La legalità costituzionale è una legalità per valori, e si può dire che “la Costituzione si ispira innanzitutto all’ideale della centralità e del primato della persona”; per cui viene in evidenza, in primo luogo, il valore che appare più strettamente collegato a quell’ideale, ossia la libertà, che ci interessa per la sua specificazione in libertà religiosa e quindi per le modalità attraverso cui si intende offrire tutela ed attuazione a questo valore.

L’art. 19 Cost. dichiara che “tutti hanno diritto di professare liberamente la propria fede religiosa in qualsiasi forma, individuale o associata, di farne propaganda e di esercitarne in privato o in pubblico il culto”.

La tutela costituzionale e internazionale esige che il potere pubblico non emani provvedimenti o disposizioni normative che si risolvano sostanzialmente in un impedimento al compimento dell’esperienza religiosa. Siccome la libertà religiosa appare strettamente inerente al valore della dignità della persona umana, essa rientra nella categoria dei diritti umani. Proprio perché questi diritti umani hanno una portata che travalica gli stretti confini territoriali, se ne giustifica una tutela da parte della comunità internazionale.

Il modo di intendere la libertà religiosa, le sue esplicazioni e l’ampiezza di esse, dipende essenzialmente dal modo di concepire il rapporto tra politica e religione, e quindi dalle forme di Stato che condizionano l’interpretazione di quel rapporto.

Il fatto è che i diritti umani di cui tanto parliamo sono inequivocabilmente occidentali. Fatto sta che molti Paesi arabi nell’aderire ai Patti tennero a precisare che la libertà di religione doveva intendersi alla luce della religione islamica. La quale concepisce la libertà religiosa come libertà a senso unico. Pare più realistico fare riferimento a norme internazionali per così dire regionali, limitate cioè a zone del mondo più omogenee dal punto di vista storico-culturale.

Il fatto è che libertà religiosa presuppone una relazione fra tre punti di riferimento che costituiscono altrettante variabili, sulla natura, qualità e quantità di ciascuna delle quali vi può essere diversità di vedute, determinata spesso da vere e proprie teorie filosofiche e politiche. Di modo che il concetto di libertà diventa veramente contestabile, se non si prende atto che esso si riferisce a tante svariate situazioni quante sono le combinazioni possibili tra quelle tre variabili, richiedendo quindi modalità di effettiva tutela differenziate in rapporto alle diverse situazioni.

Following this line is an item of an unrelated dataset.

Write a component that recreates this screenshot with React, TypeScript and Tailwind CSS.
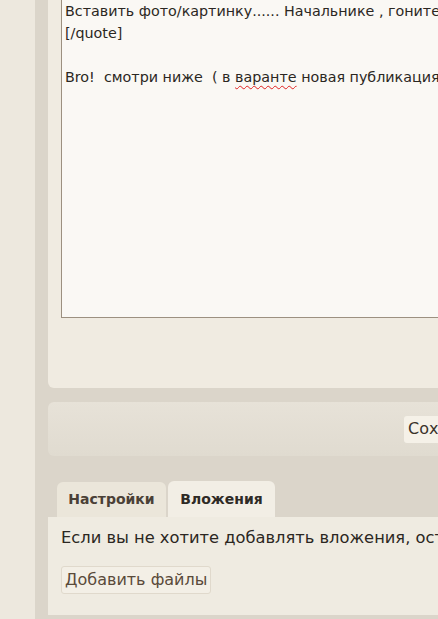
import React from 'react';

const font = { fontFamily: '"DejaVu Sans", Verdana, sans-serif' };

const App: React.FC = () => {
  return (
    <div className="flex h-[619px] w-[438px] overflow-hidden" style={font}>
      {/* Left page margin */}
      <div className="w-[35px] shrink-0 bg-[#ede8de]" />

      {/* Main column */}
      <div className="flex min-w-0 flex-1 flex-col bg-[#dbd5ca] pl-[13px]">
        {/* Editor panel */}
        <div className="shrink-0 rounded-bl-[6px] bg-[#f0ebe1] pb-[70px] pl-[13px]">
          <div className="h-[318px] overflow-hidden whitespace-nowrap border-b border-l border-[#9c9080] bg-[#faf8f4] pl-[3px] text-[14.3px] leading-[22px] text-[#2b2722]">
            <div>Вставить фото/картинку...... Начальнике , гоните лесом</div>
            <div>[/quote]</div>
            <div>&nbsp;</div>
            <div>
              Bro!&nbsp; смотри ниже&nbsp; ( в{' '}
              <span className="underline decoration-wavy decoration-[#e02020] decoration-1 underline-offset-[3px]">варанте</span>{' '}
              новая публикация )
            </div>
          </div>
        </div>

        {/* Submit bar */}
        <div className="mt-[14px] flex h-[54px] shrink-0 items-center overflow-hidden rounded-l-[6px] bg-gradient-to-b from-[#e7e2d8] to-[#e0dbd0] pl-[356px]">
          <button className="h-[27px] shrink-0 whitespace-nowrap rounded-[3px] bg-[#f5f1e8] px-[4px] text-[16px] text-[#3b332a]">
            Сохранить
          </button>
        </div>

        {/* Tabs */}
        <div className="mt-[25px] flex items-end gap-[2px] pl-[9px]">
          <div className="flex h-[35px] w-[109px] items-center justify-center rounded-t-[6px] bg-[#ebe6da] text-[14px] font-bold text-[#4a4036]">
            Настройки
          </div>
          <div className="flex h-[36px] w-[107px] items-center justify-center rounded-t-[6px] bg-[#f2eee5] text-[14px] font-bold text-[#2e2a25]">
            Вложения
          </div>
        </div>

        {/* Tab content */}
        <div className="h-[98px] shrink-0 overflow-hidden whitespace-nowrap bg-[#efebe1] pl-[13px] pt-[10px]">
          <div className="text-[16.3px] leading-[22px] text-[#2b2722]">
            Если вы не хотите добавлять вложения, оставьте это поле пустым.
          </div>
          <button className="mt-[17px] h-[28px] rounded-[3px] border border-[#e0d9cc] bg-[#f3efe6] px-[3px] text-[16px] text-[#5a4a3a]">
            Добавить файлы
          </button>
        </div>
      </div>
    </div>
  );
};

export default App;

La religione può venire in rilievo in una duplice prospettiva: da un punto di vista per così dire statico, essa costituisce un messaggio più o meno complesso in cui credere, cui aderire. Da un punto di vista dinamico, essa costituisce un insieme di regole di vita e di comportamenti sia liturgici, sia etici, concernenti cioè la vita sociale sia pubblica che privata.

Nel secondo caso, siamo di fronte ad azioni per così dire plateali, visibili, delle quali perciò appare più semplice la valutazione e la consequenziale tutela; tali azioni sono però il frutto dell’adesione ad un messaggio religioso. Questa adesione è frutto di un procedimento tutto particolare, di cui si può parlare in termini di tutela giuridica solo in quanto lo si voglia considerare un atto di scelta. La scelta viene compiuta al termine di un procedimento che si svolge non già sul piano esteriore bensì sul piano psicologico, mentale. È ovvio allora che non possa parlarsi di libertà di religione “senza prestare attenzione all’aspetto preliminare” costituito da questo processo psicologico. Anche il processo interiore destinato a sfociare in una scelta dovrebbe essere protetto da turbamenti e costrizioni.

Preliminare al discorso sulla libertà religiosa in senso proprio è il discorso sulla libertà della coscienza intesa come sede di quel procedimento psicologico che si conclude con l’assunzione di una determinata credenza religiosa. Ed a questo processo psicologico si riferisce la Corte Costituzionale. Pertanto il principio creativo della coscienza viene considerato un “bene costituzionalmente rilevante”, e la sua protezione “si ricava dalla tutela delle libertà fondamentali e dei diritti inviolabili riconosciuti all’uomo come singolo, ai sensi dell’art. 2 della Costituzione”.

Viene dunque riconosciuto il diritto alla libera formazione della coscienza, a che cioè quel processo interiore, psicologico si attui senza condizionamenti esterni.